Some of Bush's apparent antipathy for Trump is just common sense. I phrased it this way during my exchange with Sununu:
Considering Bush's more moderate stances, considering the fact that he was an internationalist whereas Trump seems to be more isolationist, considering that Bush was a free trader and Trump seems to be more protectionist, considering that Trump openly insulted Bush's son on many occasions, I would venture a guess — even though you know him and I don't — that he probably doesn't think very highly of Trump.
In addition, Bill Clinton, who defeated Bush in the 1992 election, had developed a close friendship with Bush during his later years, when both were out of politics.

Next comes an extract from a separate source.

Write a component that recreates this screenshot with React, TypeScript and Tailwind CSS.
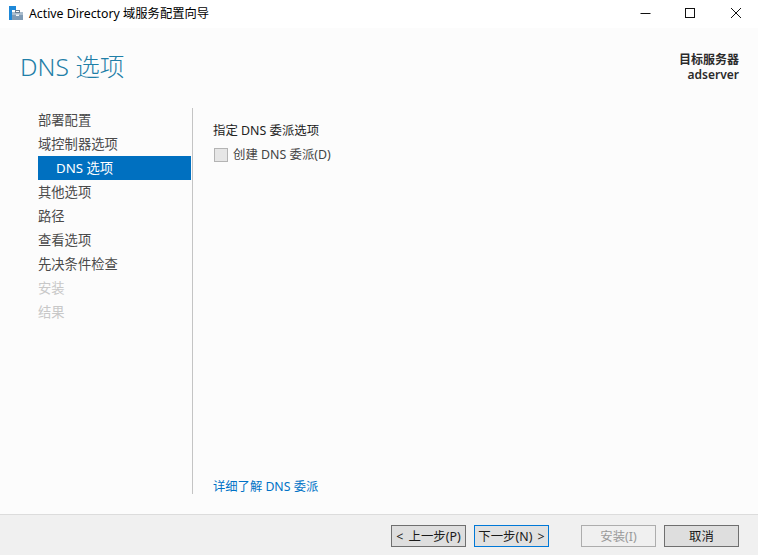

So Bush had both personal and political reasons not to vote for Trump -- and quite conceivably to vote for Hillary Clinton instead.
Of course we don't know how the former president cast his ballot, and that doesn't matter much in itself. But in symbolic terms, it underscores that there were limits to the conservatism represented by the Reagan-Bush era. There were still boundaries when it came to how far Republicans of the 1980s and '90s would go when it came to open racism, reactionary economic policy, unilateral foreign policy and outright contempt toward their political opponents. Displaying dignity and showing respect to friend and foe alike actually matters, especially in a president. George H.W. Bush recognized this and refused to embrace a fellow Republican who rejected that kind of civility, and that redounds to his credit.
Amid the sharply polarized Trump era, the late President Bush seems like a symbol of a better time. But the reality is that Bush's presidency did little to change the course of the Republican Party, which led inexorably to Trump. Bush broke with more than a century of precedent by not endorsing a presidential candidate from his own party, but that had no discernible impact on the 2016 election. It was honorable, but it was arguably too little and too late.